Rejugé en appel devant les assises de Colmar, il est condamné le 2 octobre 2008 à la même peine. Le 21 janvier 2010, son pourvoi en cassation est rejeté par la Cour de cassation. Sa condamnation devient définitive. En  2014, Pierre Bodein saisit la Cour européenne des droits de l'homme (CEDH) sous motif que la réclusion à perpétuité incompressible constitue "un traitement inhumain et dégradant" (article 3 de la convention européenne des droits de l'homme). La CEDH  lui donnera finalement tort.
 

" Si je n'y croyais pas, je ne le ferais pas"

Aujourd'hui âgé de 71 ans, c'est vers la cour de révision et de réexamen que se tourne Pierre Bodein. Il motive sa demande par des éléments nouveaux susceptibles de "faire naître un doute sur sa culpabilité". En effet, "Pierrot le fou" a reconstitué son emploi du temps avec force détails.
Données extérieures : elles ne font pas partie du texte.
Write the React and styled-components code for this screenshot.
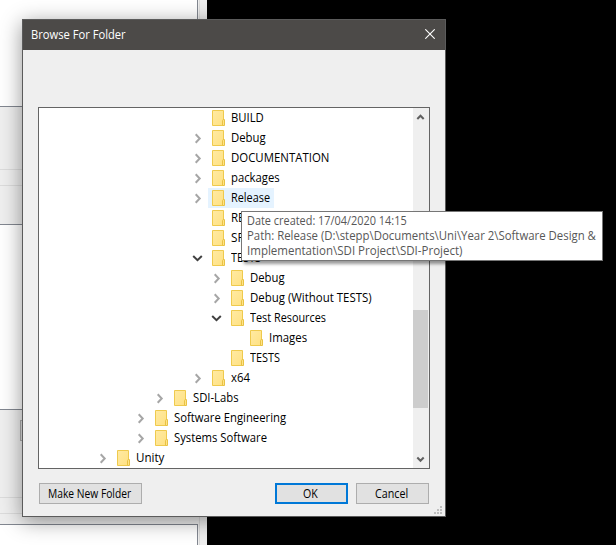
import React, { useLayoutEffect, useRef } from "react";
import styled, { createGlobalStyle, css } from "styled-components";

const GlobalStyle = createGlobalStyle`
  * { box-sizing: border-box; }
  html, body { margin: 0; background: #000; }
  body { font: 12px/20px "Open Sans", "Noto Sans", sans-serif; color: #000; overflow: hidden; }
  button { font: inherit; color: inherit; }
`;

const Desktop = styled.main`
  position: relative;
  width: 616px;
  height: 545px;
  overflow: hidden;
  background: #000;
`;

const BackWindow = styled.div`
  display: flex;
  width: 207px;
  height: 545px;
  background: #efefef;
`;

const BackColumn = styled.div`
  display: flex;
  flex-direction: column;
  width: 198px;
`;

const BackPane = styled.div`
  flex: none;
  height: ${(p) => p.$height}px;
  background: #fff;
  border: solid #828790;
  border-width: ${(p) => (p.$first ? "0 1px 1px 0" : p.$last ? "1px 1px 0 0" : "1px 1px 1px 0")};
`;

const BackGroup = styled.div`
  flex: none;
  display: flex;
  flex-direction: column;
  justify-content: flex-end;
  height: ${(p) => p.$height}px;
  padding-bottom: ${(p) => p.$bottom}px;
`;

const BackButton = styled.div`
  width: 60px;
  height: 21px;
  margin: 0 0 56px 20px;
  background: #e1e1e1;
  border: 1px solid #adadad;
`;

const BackStrip = styled.div`
  height: 17px;
  border: solid #dcdcdc;
  border-width: 1px 0;
`;

const BackEdge = styled.div`
  width: 2px;
  margin-left: 1px;
  border-left: 1px solid #dcdcdc;
`;

const Dialog = styled.section`
  position: absolute;
  left: 22px;
  top: 19px;
  display: flex;
  flex-direction: column;
  width: 424px;
  height: 498px;
  background: #efefef;
  border: 1px solid #5b5b5b;
  box-shadow: 0 4px 20px rgba(0, 0, 0, 0.42);
`;

const TitleBar = styled.header`
  display: flex;
  align-items: center;
  justify-content: space-between;
  height: 30px;
  padding: 0 10px 0 8px;
  background: #4c4a48;
  color: #fff;
`;

const CloseIcon = styled.svg`
  margin-bottom: 2px;
`;

const TreeFrame = styled.div`
  display: flex;
  width: 392px;
  height: 362px;
  margin: 57px 0 0 15px;
  background: #fff;
  border: 1px solid #646464;
`;

const Tree = styled.div`
  flex: 1;
  min-width: 0;
`;

const TreeRow = styled.div`
  display: flex;
  height: 20px;
  padding-left: ${(p) => 54 + p.$level * 19}px;
`;

const Expander = styled.span`
  display: flex;
  width: 20px;
  height: 20px;
`;

const TreeItem = styled.span`
  display: flex;
  gap: 6px;
  height: 20px;
  padding: 0 4px;
  ${(p) => p.$hover && css`background: #e5f3ff;`}
`;

const TextBox = styled.span`
  display: block;
  width: ${(p) => p.$width}px;
  text-align: left;
`;

const CondensedText = styled.span`
  display: inline-block;
  vertical-align: top;
  white-space: pre;
  transform-origin: 0 0;
`;

const ScrollBar = styled.div`
  display: flex;
  flex-direction: column;
  width: 16px;
  background: #efefef;
`;

const ScrollThumb = styled.div`
  width: 15px;
  height: 98px;
  margin: 185px 0 auto;
  background: #cdcdcd;
`;

const ButtonBar = styled.footer`
  display: flex;
  margin: 14px 0 0 16px;
`;

const DialogButton = styled.button`
  display: flex;
  justify-content: center;
  width: ${(p) => p.$width}px;
  height: 21px;
  padding: 0 2px 0 0;
  margin-left: ${(p) => p.$before || 0}px;
  line-height: ${(p) => (p.$primary ? 17 : 19)}px;
  background: #e1e1e1;
  border: ${(p) => (p.$primary ? "2px solid #0078d7" : "1px solid #adadad")};
`;

const Grip = styled.svg`
  position: absolute;
  right: 3px;
  bottom: 2px;
`;

const Tooltip = styled.div`
  position: absolute;
  left: 241px;
  top: 211px;
  width: 362px;
  height: 50px;
  padding: 1px 5px;
  line-height: 15px;
  color: #575757;
  background: #fff;
  border: 1px solid #767676;
  box-shadow: 3px 3px 3px rgba(0, 0, 0, 0.4);
`;

/* Condenses the text so that it fills the given pixel width. */
function Fit({ width, children }) {
  const ref = useRef(null);
  useLayoutEffect(() => {
    const el = ref.current;
    el.style.transform = `scaleX(${width / el.offsetWidth})`;
  }, [width, children]);
  return (
    <TextBox $width={width}>
      <CondensedText ref={ref}>{children}</CondensedText>
    </TextBox>
  );
}

const FolderIcon = () => (
  <svg width="13" height="20" viewBox="0 0 13 20">
    <defs>
      <linearGradient id="folder" x1="0" y1="0" x2="1" y2="1">
        <stop offset="0" stopColor="#ffeaa3" />
        <stop offset="1" stopColor="#ffe182" />
      </linearGradient>
    </defs>
    <path d="M.5 2.5h11v15H.5z" fill="url(#folder)" stroke="#efca4d" />
    <path d="M10.5 17.5v-5l.5-.9h1.5v5.9z" fill="#ffe487" stroke="#e9c245" />
  </svg>
);

const Chevron = ({ open }) => (
  <svg width="20" height="20" viewBox="0 0 20 20" fill="none" strokeWidth="2">
    {open ? (
      <path d="M5.2 8l4.3 4.1L13.8 8" stroke="#404040" />
    ) : (
      <path d="M7.7 6.3l4 4.2-4 4.2" stroke="#a6a6a6" />
    )}
  </svg>
);

const ScrollArrow = ({ down }) => (
  <svg width="16" height="17" viewBox="0 0 16 17" fill="none" stroke="#606060" strokeWidth="2">
    <path d={down ? "M4.3 6.5l3.2 3.3 3.2-3.3" : "M4.3 11l3.2-3.3 3.2 3.3"} />
  </svg>
);

const folders = [
  { name: "BUILD", level: 5, width: 33 },
  { name: "Debug", level: 5, width: 35, state: "closed" },
  { name: "DOCUMENTATION", level: 5, width: 98, state: "closed" },
  { name: "packages", level: 5, width: 49, state: "closed" },
  { name: "Release", level: 5, width: 39, state: "closed", hover: true },
  { name: "RESOURCES", level: 5, width: 64 },
  { name: "SPRITES", level: 5, width: 43 },
  { name: "TESTS", level: 5, width: 30, state: "open" },
  { name: "Debug", level: 6, width: 35, state: "closed" },
  { name: "Debug (Without TESTS)", level: 6, width: 122, state: "closed" },
  { name: "Test Resources", level: 6, width: 76, state: "open" },
  { name: "Images", level: 7, width: 38 },
  { name: "TESTS", level: 6, width: 30 },
  { name: "x64", level: 5, width: 19, state: "closed" },
  { name: "SDI-Labs", level: 3, width: 46, state: "closed" },
  { name: "Software Engineering", level: 2, width: 112, state: "closed" },
  { name: "Systems Software", level: 2, width: 93, state: "closed" },
  { name: "Unity", level: 0, width: 28, state: "closed" },
];

export default function App() {
  return (
    <>
      <GlobalStyle />
      <Desktop>
        <BackWindow>
          <BackColumn>
            <BackPane $height={107} $first />
            <BackGroup $height={117} $bottom={38}>
              <BackStrip />
            </BackGroup>
            <BackPane $height={186} />
            <BackGroup $height={114} $bottom={10}>
              <BackButton />
              <BackStrip />
            </BackGroup>
            <BackPane $height={21} $last />
          </BackColumn>
          <BackEdge />
        </BackWindow>

        <Dialog>
          <TitleBar>
            <Fit width={95}>Browse For Folder</Fit>
            <CloseIcon width="10" height="10" viewBox="0 0 10 10" stroke="#fff" strokeWidth="1.1">
              <path d="M.3 .3l9.4 9.4M9.7 .3L.3 9.7" />
            </CloseIcon>
          </TitleBar>
          <TreeFrame>
            <Tree>
              {folders.map((f, i) => (
                <TreeRow key={i} $level={f.level}>
                  <Expander>{f.state && <Chevron open={f.state === "open"} />}</Expander>
                  <TreeItem $hover={f.hover}>
                    <FolderIcon />
                    <Fit width={f.width}>{f.name}</Fit>
                  </TreeItem>
                </TreeRow>
              ))}
            </Tree>
            <ScrollBar>
              <ScrollArrow />
              <ScrollThumb />
              <ScrollArrow down />
            </ScrollBar>
          </TreeFrame>
          <ButtonBar>
            <DialogButton $width={103}>
              <Fit width={83}>Make New Folder</Fit>
            </DialogButton>
            <DialogButton $width={73} $before={133} $primary>
              <Fit width={15}>OK</Fit>
            </DialogButton>
            <DialogButton $width={73} $before={8}>
              <Fit width={33}>Cancel</Fit>
            </DialogButton>
          </ButtonBar>
          <Grip width="8" height="8" viewBox="0 0 8 8" fill="#bfbfbf">
            <path d="M6 0h2v2H6zM3 3h2v2H3zM6 3h2v2H6zM0 6h2v2H0zM3 6h2v2H3zM6 6h2v2H6z" />
          </Grip>
        </Dialog>

        <Tooltip>
          <Fit width={160}>Date created: 17/04/2020 14:15</Fit>
          <Fit width={349}>{"Path: Release (D:\\stepp\\Documents\\Uni\\Year 2\\Software Design &"}</Fit>
          <Fit width={215}>{"Implementation\\SDI Project\\SDI-Project)"}</Fit>
        </Tooltip>
      </Desktop>
    </>
  );
}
Ainsi pour les 18 juin et 25 juin 2004, dates correspondant à l'enlèvement de Jeanne-Marie Kegelin puis de Julie Scharsch, Pierre Bodein affirme avoir pêché, mangé au fast-food ou encore s'être rendu dans un magasin d'électroménager.

Mieux encore, arrêté par les gendarmes, il aurait passé, d'après son avocat Dominique Bergmann, la nuit du 26 en garde à vue. Au total, l'avocat dénombre une quinzaine d'alibis qui "restent à exploiter" sans compter les preuves ADN trouvées dans son véhicule "resté ouvert à quatre vents" et dont "la légalité est douteuse".
 
Dominique Bergmann poursuit: "Si je n'y croyais pas, je ne le ferais pas. Les éléments dont je dispose me permettent et même m'imposent de faire le nécessaire maintenant. Mon client ne veut pas mourir en prison et il souhaite surtout réhabiliter son nom et celui de sa famille. Il dit qu'il est effectivement un braconnier, un braqueur par nécessité, mais qu'il n'est pas concerné par ce type d'infractions."

Mon client ne veut pas mourir en prison
- Dominique Bergmann, avocat de Pierre Bodein-


Il vient d'adresser sa requête à la commission d'instruction des demandes et espère une décision avant la fin de l'année 2019.
 

Une fantasmagorie 

Du côté des familles des victimes, c'est la consternation. Thierry Moser, avocat des parents de Julie Scharch en 2007, ne cache pas son indignation. Devant la volonté de Pierre Bodein de faire réviser son procès, il s'énerve: "C'est une haute fantaisie. Il s'imagine qu'il a trouvé un alibi irréfutable, c'est de la fantasmagorie. C'est se moquer du monde. Toujours la théorie du complot qui fait florès mais qui est totalement inconsistante et révoltante pour les malheurs des victimes et de leur famille." 

Je trouve que jouer comme ça avec les nerfs des gens, c'est ignoble, c'est abject
-Thierry Moser, avocat des parties civiles-


" Ça fait perdre du temps à la justice qui a, me semble-t-il, d'autres chats à fouetter et ça ravive les blessures, les souffrances et le désarroi des familles des victimes. Je trouve que jouer comme ça avec les nerfs des gens, c'est ignoble, c'est abject et je me sens en colère. Je ne l'accepte pas."